Core: Support parallel execution when scanning entries in ManifestGroup by dramaticlly · Pull Request #15426 · apache/iceberg

dramaticlly · 2026-02-24T01:21:21Z

Currently, executorService is only used in ManifestGroup::plan

iceberg/core/src/main/java/org/apache/iceberg/ManifestGroup.java

Lines 215 to 219 in a97b4ec

    
           if (executorService != null) { 
        
             return new ParallelIterable<>(tasks, executorService); 
        
           } else { 
        
             return CloseableIterable.concat(tasks); 
        
           }

But it can also benefit when scanning entries in multiple manifests.

Also apply defensive copy on entries as ManifestReader reuseContainers across iteration

@stevenzwu @RussellSpitzer

Also apply defensive copy on entries as ManifestReader reuseContainers across iteration

RussellSpitzer · 2026-02-24T02:17:39Z

Could you elaborate more on the previous behavior, and how you are changing that in this PR?

dramaticlly · 2026-02-24T03:15:43Z

Could you elaborate more on the previous behavior, and how you are changing that in this PR?

Happy to! Before this change when we scan the manifest entries using ManifestGroup, we will scan manifest sequentially using CloseableIterable.concat even when executorService is provided.

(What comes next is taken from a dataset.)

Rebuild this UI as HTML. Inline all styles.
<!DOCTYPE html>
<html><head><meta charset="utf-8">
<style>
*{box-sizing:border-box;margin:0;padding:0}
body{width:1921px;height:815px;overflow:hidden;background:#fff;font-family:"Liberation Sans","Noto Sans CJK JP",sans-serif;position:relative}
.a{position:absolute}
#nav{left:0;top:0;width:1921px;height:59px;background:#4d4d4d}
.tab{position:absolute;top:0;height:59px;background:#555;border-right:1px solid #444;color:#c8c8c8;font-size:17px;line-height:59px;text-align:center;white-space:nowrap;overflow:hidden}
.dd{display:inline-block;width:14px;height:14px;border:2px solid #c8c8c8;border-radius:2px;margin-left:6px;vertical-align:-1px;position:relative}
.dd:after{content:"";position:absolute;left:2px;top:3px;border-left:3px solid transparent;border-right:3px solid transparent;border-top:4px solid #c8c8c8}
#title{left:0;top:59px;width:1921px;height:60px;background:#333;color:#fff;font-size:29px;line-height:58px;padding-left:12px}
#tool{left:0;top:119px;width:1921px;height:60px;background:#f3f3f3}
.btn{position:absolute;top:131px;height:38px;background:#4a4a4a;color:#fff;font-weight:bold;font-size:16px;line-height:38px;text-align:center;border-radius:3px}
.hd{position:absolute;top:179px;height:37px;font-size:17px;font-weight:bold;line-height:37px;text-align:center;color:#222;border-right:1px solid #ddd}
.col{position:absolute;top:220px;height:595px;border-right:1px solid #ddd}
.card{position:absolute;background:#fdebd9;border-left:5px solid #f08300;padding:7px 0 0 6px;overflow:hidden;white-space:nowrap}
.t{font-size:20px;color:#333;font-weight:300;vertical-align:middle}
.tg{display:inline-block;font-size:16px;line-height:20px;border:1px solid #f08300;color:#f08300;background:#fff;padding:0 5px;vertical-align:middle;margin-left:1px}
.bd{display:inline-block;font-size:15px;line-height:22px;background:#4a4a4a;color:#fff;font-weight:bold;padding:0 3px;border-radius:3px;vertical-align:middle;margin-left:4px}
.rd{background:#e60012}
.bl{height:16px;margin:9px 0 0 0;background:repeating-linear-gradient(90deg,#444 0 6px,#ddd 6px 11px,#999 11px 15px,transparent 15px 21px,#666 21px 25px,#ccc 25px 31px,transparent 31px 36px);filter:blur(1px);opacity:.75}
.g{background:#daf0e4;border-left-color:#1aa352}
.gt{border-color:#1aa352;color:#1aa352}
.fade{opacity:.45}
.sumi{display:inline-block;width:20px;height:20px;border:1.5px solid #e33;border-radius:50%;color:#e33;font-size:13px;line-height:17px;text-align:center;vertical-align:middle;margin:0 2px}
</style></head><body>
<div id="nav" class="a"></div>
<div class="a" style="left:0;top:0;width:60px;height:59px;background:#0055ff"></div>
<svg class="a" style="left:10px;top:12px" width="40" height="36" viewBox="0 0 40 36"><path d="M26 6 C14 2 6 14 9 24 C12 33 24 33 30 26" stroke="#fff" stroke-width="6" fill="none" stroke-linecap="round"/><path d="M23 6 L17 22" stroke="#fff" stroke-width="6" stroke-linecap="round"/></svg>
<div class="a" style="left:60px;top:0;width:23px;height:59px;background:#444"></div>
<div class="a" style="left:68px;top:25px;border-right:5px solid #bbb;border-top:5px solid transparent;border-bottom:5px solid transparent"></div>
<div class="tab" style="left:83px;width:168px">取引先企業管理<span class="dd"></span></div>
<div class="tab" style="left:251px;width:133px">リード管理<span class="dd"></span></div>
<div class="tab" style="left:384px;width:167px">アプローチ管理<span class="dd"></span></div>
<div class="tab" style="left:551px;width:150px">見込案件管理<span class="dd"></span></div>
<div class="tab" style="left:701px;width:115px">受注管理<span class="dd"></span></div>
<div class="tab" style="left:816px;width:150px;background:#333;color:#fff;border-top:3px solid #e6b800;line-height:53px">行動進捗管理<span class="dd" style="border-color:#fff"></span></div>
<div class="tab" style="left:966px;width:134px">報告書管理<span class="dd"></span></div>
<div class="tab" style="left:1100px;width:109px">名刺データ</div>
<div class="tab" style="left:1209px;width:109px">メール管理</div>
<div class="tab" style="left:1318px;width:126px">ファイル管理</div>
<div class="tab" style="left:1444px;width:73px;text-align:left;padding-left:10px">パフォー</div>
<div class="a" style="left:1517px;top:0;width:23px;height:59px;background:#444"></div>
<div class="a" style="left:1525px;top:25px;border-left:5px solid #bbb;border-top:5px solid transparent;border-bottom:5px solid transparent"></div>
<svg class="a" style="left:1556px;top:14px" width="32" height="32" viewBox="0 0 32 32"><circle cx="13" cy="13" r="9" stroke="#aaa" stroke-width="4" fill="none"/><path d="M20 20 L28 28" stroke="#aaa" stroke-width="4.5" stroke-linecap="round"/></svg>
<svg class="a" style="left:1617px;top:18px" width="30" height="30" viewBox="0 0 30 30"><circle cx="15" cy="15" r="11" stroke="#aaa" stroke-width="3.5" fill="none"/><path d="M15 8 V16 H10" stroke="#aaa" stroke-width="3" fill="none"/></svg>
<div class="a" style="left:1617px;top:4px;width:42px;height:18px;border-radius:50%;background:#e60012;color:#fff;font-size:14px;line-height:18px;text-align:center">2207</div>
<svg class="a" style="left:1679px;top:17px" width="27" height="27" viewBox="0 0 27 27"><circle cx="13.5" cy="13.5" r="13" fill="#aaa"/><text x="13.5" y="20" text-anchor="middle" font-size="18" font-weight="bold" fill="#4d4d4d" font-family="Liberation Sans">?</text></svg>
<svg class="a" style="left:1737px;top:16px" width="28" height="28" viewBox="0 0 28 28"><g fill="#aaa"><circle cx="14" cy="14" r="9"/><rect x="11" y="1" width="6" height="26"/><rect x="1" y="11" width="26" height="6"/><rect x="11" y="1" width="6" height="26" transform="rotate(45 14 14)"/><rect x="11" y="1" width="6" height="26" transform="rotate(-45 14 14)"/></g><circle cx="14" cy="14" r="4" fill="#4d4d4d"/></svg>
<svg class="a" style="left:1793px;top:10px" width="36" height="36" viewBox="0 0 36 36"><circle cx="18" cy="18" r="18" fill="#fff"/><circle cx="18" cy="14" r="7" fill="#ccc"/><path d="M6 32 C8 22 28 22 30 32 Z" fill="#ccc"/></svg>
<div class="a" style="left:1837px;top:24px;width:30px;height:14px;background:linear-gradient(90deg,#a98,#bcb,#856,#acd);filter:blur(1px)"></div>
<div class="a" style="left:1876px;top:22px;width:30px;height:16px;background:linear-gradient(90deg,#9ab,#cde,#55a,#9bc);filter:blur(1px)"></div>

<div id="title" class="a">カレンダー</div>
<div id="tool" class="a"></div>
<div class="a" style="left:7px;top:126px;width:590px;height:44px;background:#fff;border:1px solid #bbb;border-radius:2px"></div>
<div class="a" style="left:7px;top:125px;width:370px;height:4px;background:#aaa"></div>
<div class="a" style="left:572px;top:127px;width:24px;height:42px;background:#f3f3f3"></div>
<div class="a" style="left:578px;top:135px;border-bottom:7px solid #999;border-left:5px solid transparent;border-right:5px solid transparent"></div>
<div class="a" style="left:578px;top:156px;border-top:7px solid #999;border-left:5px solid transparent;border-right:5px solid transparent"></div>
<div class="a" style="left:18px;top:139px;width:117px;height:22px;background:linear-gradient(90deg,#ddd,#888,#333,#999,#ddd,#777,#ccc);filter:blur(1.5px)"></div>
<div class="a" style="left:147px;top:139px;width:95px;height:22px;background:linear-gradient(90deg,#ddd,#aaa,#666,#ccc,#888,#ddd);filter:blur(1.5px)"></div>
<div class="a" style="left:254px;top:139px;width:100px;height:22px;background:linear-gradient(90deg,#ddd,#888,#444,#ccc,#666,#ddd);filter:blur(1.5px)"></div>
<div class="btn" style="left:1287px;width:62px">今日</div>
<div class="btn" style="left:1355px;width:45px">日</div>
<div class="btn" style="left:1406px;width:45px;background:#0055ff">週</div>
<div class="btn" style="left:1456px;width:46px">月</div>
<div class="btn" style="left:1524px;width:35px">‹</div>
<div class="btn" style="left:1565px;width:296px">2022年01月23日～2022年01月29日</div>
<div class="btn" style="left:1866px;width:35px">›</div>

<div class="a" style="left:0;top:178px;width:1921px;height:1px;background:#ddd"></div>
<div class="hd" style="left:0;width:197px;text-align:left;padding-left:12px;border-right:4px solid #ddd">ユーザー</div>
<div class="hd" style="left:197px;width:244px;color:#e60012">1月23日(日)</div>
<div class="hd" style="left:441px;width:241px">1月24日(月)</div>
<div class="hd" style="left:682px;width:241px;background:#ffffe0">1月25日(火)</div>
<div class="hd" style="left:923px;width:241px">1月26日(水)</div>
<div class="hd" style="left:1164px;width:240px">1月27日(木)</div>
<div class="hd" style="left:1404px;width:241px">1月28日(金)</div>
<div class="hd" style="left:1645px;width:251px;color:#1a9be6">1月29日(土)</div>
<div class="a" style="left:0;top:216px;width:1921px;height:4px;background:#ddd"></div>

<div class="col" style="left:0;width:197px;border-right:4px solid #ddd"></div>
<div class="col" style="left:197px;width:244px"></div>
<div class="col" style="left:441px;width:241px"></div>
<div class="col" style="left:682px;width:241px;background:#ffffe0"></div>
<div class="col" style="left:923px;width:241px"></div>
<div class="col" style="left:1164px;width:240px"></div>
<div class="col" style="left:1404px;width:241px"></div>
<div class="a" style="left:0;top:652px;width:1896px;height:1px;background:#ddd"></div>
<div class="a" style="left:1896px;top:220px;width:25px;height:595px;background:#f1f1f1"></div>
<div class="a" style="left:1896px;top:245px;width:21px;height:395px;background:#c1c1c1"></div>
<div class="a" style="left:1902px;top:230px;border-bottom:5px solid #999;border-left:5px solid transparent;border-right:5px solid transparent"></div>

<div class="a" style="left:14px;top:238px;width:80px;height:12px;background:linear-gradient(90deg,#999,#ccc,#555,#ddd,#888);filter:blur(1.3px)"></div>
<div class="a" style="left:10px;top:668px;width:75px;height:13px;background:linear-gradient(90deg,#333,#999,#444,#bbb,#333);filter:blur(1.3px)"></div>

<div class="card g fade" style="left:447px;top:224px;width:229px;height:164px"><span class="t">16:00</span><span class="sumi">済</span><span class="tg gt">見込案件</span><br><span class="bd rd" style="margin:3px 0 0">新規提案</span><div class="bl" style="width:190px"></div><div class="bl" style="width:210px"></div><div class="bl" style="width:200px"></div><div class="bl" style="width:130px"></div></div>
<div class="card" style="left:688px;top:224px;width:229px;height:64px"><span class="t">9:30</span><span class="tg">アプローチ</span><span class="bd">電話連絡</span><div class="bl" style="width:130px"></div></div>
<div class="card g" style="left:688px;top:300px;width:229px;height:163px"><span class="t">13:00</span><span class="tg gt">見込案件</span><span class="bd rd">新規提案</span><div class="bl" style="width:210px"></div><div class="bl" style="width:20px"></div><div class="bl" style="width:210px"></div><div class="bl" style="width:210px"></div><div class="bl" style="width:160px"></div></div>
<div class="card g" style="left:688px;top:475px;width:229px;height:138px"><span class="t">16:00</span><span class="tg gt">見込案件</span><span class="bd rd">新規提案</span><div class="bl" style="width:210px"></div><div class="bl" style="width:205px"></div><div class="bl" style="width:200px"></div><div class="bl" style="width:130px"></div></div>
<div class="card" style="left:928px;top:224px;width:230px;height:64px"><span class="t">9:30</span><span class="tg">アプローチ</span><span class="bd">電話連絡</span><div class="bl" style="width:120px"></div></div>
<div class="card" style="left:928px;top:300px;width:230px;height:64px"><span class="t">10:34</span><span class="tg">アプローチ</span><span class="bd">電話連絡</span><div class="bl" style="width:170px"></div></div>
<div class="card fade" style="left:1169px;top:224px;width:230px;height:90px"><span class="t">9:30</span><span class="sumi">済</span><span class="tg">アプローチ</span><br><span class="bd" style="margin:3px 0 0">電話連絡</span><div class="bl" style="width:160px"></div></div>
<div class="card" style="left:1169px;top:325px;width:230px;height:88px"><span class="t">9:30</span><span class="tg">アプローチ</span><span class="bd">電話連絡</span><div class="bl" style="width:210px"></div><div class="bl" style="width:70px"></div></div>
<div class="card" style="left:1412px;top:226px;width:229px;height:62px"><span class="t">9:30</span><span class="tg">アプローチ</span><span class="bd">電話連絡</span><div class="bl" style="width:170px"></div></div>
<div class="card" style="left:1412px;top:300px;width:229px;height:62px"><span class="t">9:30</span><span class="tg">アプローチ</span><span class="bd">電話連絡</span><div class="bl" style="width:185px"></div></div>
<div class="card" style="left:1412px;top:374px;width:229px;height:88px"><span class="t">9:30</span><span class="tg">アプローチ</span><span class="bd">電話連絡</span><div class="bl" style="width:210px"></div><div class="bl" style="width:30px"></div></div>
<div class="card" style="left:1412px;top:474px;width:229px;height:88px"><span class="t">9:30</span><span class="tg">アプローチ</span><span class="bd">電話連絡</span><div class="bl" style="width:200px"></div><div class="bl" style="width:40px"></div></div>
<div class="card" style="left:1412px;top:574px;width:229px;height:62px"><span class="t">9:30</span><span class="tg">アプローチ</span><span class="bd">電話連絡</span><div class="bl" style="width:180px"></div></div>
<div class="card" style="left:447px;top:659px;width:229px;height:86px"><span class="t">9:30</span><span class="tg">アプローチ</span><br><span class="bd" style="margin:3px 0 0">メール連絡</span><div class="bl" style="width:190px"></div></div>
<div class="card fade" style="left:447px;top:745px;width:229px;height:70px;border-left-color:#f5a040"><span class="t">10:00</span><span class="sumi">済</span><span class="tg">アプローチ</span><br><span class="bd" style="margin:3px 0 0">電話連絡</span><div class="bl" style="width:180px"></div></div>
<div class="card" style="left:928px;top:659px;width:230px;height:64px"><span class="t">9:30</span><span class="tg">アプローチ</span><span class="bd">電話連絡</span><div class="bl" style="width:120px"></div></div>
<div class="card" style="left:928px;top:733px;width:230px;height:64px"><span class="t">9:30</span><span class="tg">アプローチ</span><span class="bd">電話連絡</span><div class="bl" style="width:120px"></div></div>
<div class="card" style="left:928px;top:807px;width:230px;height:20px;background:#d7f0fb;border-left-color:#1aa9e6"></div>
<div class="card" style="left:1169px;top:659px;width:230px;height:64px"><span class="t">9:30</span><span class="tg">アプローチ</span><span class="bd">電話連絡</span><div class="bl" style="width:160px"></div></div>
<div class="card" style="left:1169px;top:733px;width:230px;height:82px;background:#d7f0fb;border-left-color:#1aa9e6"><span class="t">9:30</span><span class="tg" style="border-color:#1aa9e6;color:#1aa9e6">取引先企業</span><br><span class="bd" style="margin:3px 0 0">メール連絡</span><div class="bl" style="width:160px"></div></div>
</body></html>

After this change, we now can benefit from using threadpool to scan the manifests if ManifestGroup is created with executorService provided in planWith(). One caveat is that we also need to make defensive copy of entries in parallel scanning as entries are reused across all iterations within a manifest given the reuseContainers in ManifestReader.

deniskuzZ · 2026-02-24T10:40:04Z

core/src/test/java/org/apache/iceberg/TestFindFiles.java

+
+    AtomicInteger planThreadsIndex = new AtomicInteger(0);
+    ExecutorService executorService =
+        Executors.newFixedThreadPool(


Should we consider migrating to Executors.newVirtualThreadPerTaskExecutor() (jdk21)?

I think we still build against java17, so we can migrate this later once we move to jdk21 as minimal support.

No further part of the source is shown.